(Front-end source files)

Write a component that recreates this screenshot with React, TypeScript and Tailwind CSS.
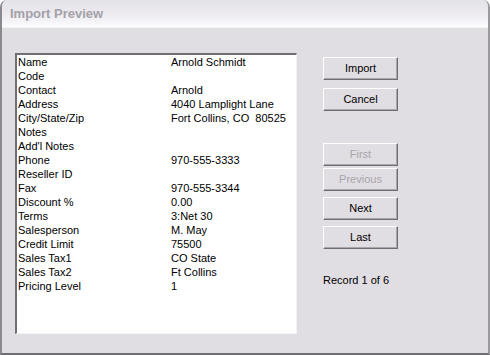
const rows: [string, string][] = [
  ['Name', 'Arnold Schmidt'],
  ['Code', ''],
  ['Contact', 'Arnold'],
  ['Address', '4040 Lamplight Lane'],
  ['City/State/Zip', 'Fort Collins, CO  80525'],
  ['Notes', ''],
  ["Add'l Notes", ''],
  ['Phone', '970-555-3333'],
  ['Reseller ID', ''],
  ['Fax', '970-555-3344'],
  ['Discount %', '0.00'],
  ['Terms', '3:Net 30'],
  ['Salesperson', 'M. May'],
  ['Credit Limit', '75500'],
  ['Sales Tax1', 'CO State'],
  ['Sales Tax2', 'Ft Collins'],
  ['Pricing Level', '1'],
];

function Btn({ label, disabled, className = '' }: { label: string; disabled?: boolean; className?: string }) {
  return (
    <button
      disabled={disabled}
      className={`w-[75px] h-[23px] bg-[#e0dde3] border border-t-white border-l-white border-r-[#6e6e72] border-b-[#6e6e72] shadow-[inset_-1px_-1px_0_#a9a7ad] text-[11px] leading-none ${
        disabled ? 'text-[#a8a7ab]' : 'text-black'
      } ${className}`}
    >
      {label}
    </button>
  );
}

export default function App() {
  return (
    <div className="w-[490px] h-[355px] bg-[#e0dde3] border-l-2 border-r-2 border-b-2 border-l-[#8a898e] border-r-[#9a999e] border-b-[#6f6e73] rounded-t-[7px] overflow-hidden flex flex-col font-['Liberation_Sans',Arial,sans-serif]">
      {/* title bar */}
      <div className="h-[28px] shrink-0 bg-gradient-to-b from-[#e4e3e8] via-[#eceaf0] to-[#fbfbfd] border-b border-[#f4f3f6] flex items-center pl-[8px]">
        <span className="text-[13px] font-bold text-[#a3a2a8]">Import Preview</span>
      </div>

      <div className="flex pt-[25px] pl-[13px]">
        {/* record list */}
        <div className="w-[282px] h-[281px] bg-white border-t-2 border-l-2 border-r border-b border-t-[#6f6e72] border-l-[#6f6e72] border-r-[#f2f2f2] border-b-[#f2f2f2] pl-[1px] text-[11px] text-black">
          {rows.map(([label, value]) => (
            <div key={label} className="flex h-[14px] items-center">
              <span className="w-[153px] shrink-0">{label}</span>
              <span className="whitespace-pre">{value}</span>
            </div>
          ))}
        </div>

        {/* buttons */}
        <div className="ml-[26px] pt-[4px] flex flex-col">
          <Btn label="Import" />
          <Btn label="Cancel" className="mt-[8px]" />
          <Btn label="First" disabled className="mt-[32px]" />
          <Btn label="Previous" disabled className="mt-[2px]" />
          <Btn label="Next" className="mt-[6px]" />
          <Btn label="Last" className="mt-[6px]" />
          <span className="mt-[23px] text-[11px] text-black">Record 1 of 6</span>
        </div>
      </div>
    </div>
  );
}
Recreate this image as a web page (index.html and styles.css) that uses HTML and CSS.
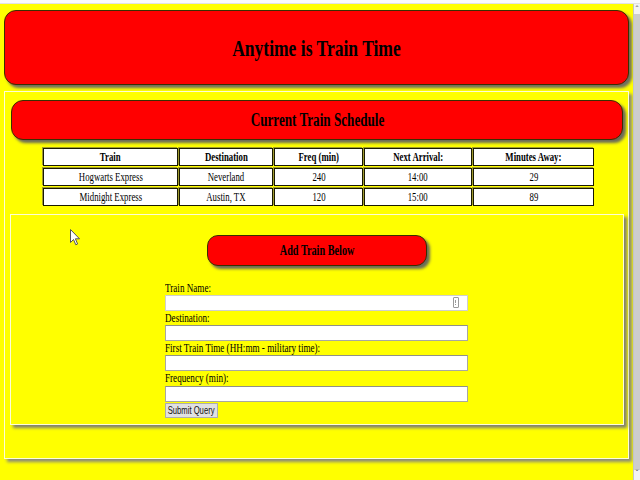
FILE: index.html
```html
<!DOCTYPE html>
<html>
<head>
<meta charset="utf-8">
<title>Train Scheduler</title>
<link rel="stylesheet" href="styles.css">
</head>
<body>
<div class="topbar"></div>
<div class="frame">
  <div class="page">
    <header class="jumbo"><h1 class="title"><span class="sq">Anytime is Train Time</span></h1></header>
    <section class="panel">
      <div class="banner"><h2 class="banner-text"><span class="sq">Current Train Schedule</span></h2></div>
      <table class="schedule">
        <colgroup>
          <col class="c1"><col class="c2"><col class="c3"><col class="c4"><col class="c5">
        </colgroup>
        <thead>
          <tr><th><span class="sq">Train</span></th><th><span class="sq">Destination</span></th><th><span class="sq">Freq (min)</span></th><th><span class="sq">Next Arrival:</span></th><th><span class="sq">Minutes Away:</span></th></tr>
        </thead>
        <tbody>
          <tr><td><span class="sq">Hogwarts Express</span></td><td><span class="sq">Neverland</span></td><td><span class="sq">240</span></td><td><span class="sq">14:00</span></td><td><span class="sq">29</span></td></tr>
          <tr><td><span class="sq">Midnight Express</span></td><td><span class="sq">Austin, TX</span></td><td><span class="sq">120</span></td><td><span class="sq">15:00</span></td><td><span class="sq">89</span></td></tr>
        </tbody>
      </table>
      <div class="form-panel">
        <div class="pill"><h3 class="pill-text"><span class="sq">Add Train Below</span></h3></div>
        <form class="train-form">
          <label class="lbl"><span class="sq sq-left">Train Name:</span></label>
          <div class="field field-first"><span class="kbd-icon"></span></div>
          <label class="lbl"><span class="sq sq-left">Destination:</span></label>
          <div class="field"></div>
          <label class="lbl"><span class="sq sq-left">First Train Time (HH:mm - military time):</span></label>
          <div class="field"></div>
          <label class="lbl"><span class="sq sq-left">Frequency (min):</span></label>
          <div class="field"></div>
          <div class="submit"><span class="sq">Submit Query</span></div>
        </form>
      </div>
    </section>
  </div>
  <div class="scrollbar">
    <span class="arrow">&#710;</span>
    <div class="thumb"></div>
    <span class="arrow arrow-down">&#711;</span>
  </div>
</div>
<svg class="cursor" width="11" height="17" viewBox="0 0 11 17">
  <path d="M0.5 0.5 L0.5 13.5 L3.5 10.5 L5.8 15.8 L7.6 15 L5.4 9.8 L9.5 9.8 Z" fill="#fff" stroke="#555" stroke-width="1"/>
</svg>
</body>
</html>
```
FILE: styles.css
```css
html, body {
  margin: 0;
  padding: 0;
  overflow: hidden;
}
body {
  background: #ffff00;
  font-family: "Liberation Serif", "Times New Roman", serif;
  color: #000;
  width: 640px;
  height: 480px;
  position: relative;
}
.topbar {
  height: 3px;
  background: #fafafa;
  border-bottom: 1px solid #e2e2e2;
}
.frame {
  display: flex;
  height: 476px;
}
.page {
  width: 626px;
  padding: 0 4px;
}
.sq {
  display: inline-block;
  transform: scaleX(0.73);
  white-space: nowrap;
}
.sq-left {
  transform-origin: left center;
}
.jumbo {
  margin-top: 6px;
  height: 75px;
  box-sizing: border-box;
  background: #ff0000;
  border: 1px solid #3a3000;
  border-radius: 12px;
  box-shadow: 3px 3px 3px #6e6e60;
  display: flex;
  align-items: center;
  justify-content: center;
}
.title {
  margin: 0;
  font-size: 24px;
  font-weight: bold;
  line-height: 1;
}
.panel {
  margin-top: 6px;
  border: 1px solid #fdfdd8;
  padding: 8px 0 33px;
  box-shadow: 3px 3px 3px #8a8a7a;
}
.banner {
  margin: 0 5px 0 6px;
  height: 40px;
  box-sizing: border-box;
  background: #ff0000;
  border: 1px solid #3a3000;
  border-radius: 12px;
  box-shadow: 3px 3px 3px #6a6a5a;
  display: flex;
  align-items: center;
  justify-content: center;
}
.banner-text {
  margin: 0;
  font-size: 18px;
  font-weight: bold;
  line-height: 1;
}
.schedule {
  margin: 6px 0 0 37px;
  table-layout: fixed;
  width: 553px;
  border-collapse: separate;
  border-spacing: 1px 2px;
  font-size: 12px;
}
.c1 { width: 135px; }
.c2 { width: 94px; }
.c3 { width: 89px; }
.c4 { width: 108px; }
.c5 { width: 121px; }
.schedule th, .schedule td {
  height: 18px;
  box-sizing: border-box;
  padding: 0;
  background: #fff;
  border: 1px solid #1a1a00;
  box-shadow: -1px -1px 0 #a09a30;
  text-align: center;
  line-height: 14px;
  overflow: visible;
}
.schedule th {
  font-weight: bold;
}
.form-panel {
  margin: 6px 4px 0 5px;
  border: 1px solid #fdfdd8;
  padding: 20px 0 6px;
  box-shadow: 3px 3px 3px #808070;
}
.pill {
  width: 220px;
  height: 31px;
  box-sizing: border-box;
  margin: 0 auto;
  background: #ff0000;
  border: 1px solid #3a3000;
  border-radius: 11px;
  box-shadow: 3px 3px 3px #6a6a5a;
  display: flex;
  align-items: center;
  justify-content: center;
}
.pill-text {
  margin: 0;
  font-size: 14px;
  font-weight: bold;
  line-height: 1;
}
.train-form {
  width: 303px;
  margin: 15px auto 0;
  transform: translateX(-1px);
}
.lbl {
  display: block;
  font-size: 12.5px;
  line-height: 14px;
  height: 14px;
}
.lbl:nth-of-type(4) {
  height: 15px;
}
.field {
  height: 16px;
  box-sizing: border-box;
  background: #fff;
  border: 1px solid #a8a8a0;
  border-top-color: #909088;
  position: relative;
}
.field-first {
  border-color: #cfcfcf;
}
.kbd-icon {
  position: absolute;
  right: 8px;
  top: 1px;
  width: 4px;
  height: 9px;
  border: 1px solid #9a9a9a;
  border-radius: 1px;
  background: linear-gradient(#9a9a9a, #9a9a9a) center 2px / 1px 3px no-repeat,
              linear-gradient(#9a9a9a, #9a9a9a) center 6px / 1px 1px no-repeat;
}
.submit {
  margin-top: 1px;
  width: 53px;
  height: 15px;
  box-sizing: border-box;
  background: #e1e1e1;
  border: 1px solid #adadad;
  font-family: "Liberation Sans", Arial, sans-serif;
  font-size: 10.5px;
  line-height: 13px;
  display: flex;
  justify-content: center;
  color: #111;
}
.scrollbar {
  width: 6px;
  border-left: 1px solid #c4c4c4;
  background: #f3f3f3;
  display: flex;
  flex-direction: column;
  align-items: center;
  font-family: "DejaVu Sans", sans-serif;
  font-size: 9px;
  color: #555;
  overflow: hidden;
}
.arrow {
  height: 8px;
  line-height: 12px;
}
.thumb {
  flex: 1;
  width: 6px;
  background: #cdcdcd;
  margin: 2px 0;
}
.arrow-down {
  line-height: 4px;
}
.cursor {
  position: absolute;
  left: 70px;
  top: 229px;
}
```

### Aim of the exercise
Gather and copy every line of the data in which the string "index" is found.

### Task answer
Recreate this image as a web page (index.html and styles.css) that uses HTML and CSS.
FILE: index.html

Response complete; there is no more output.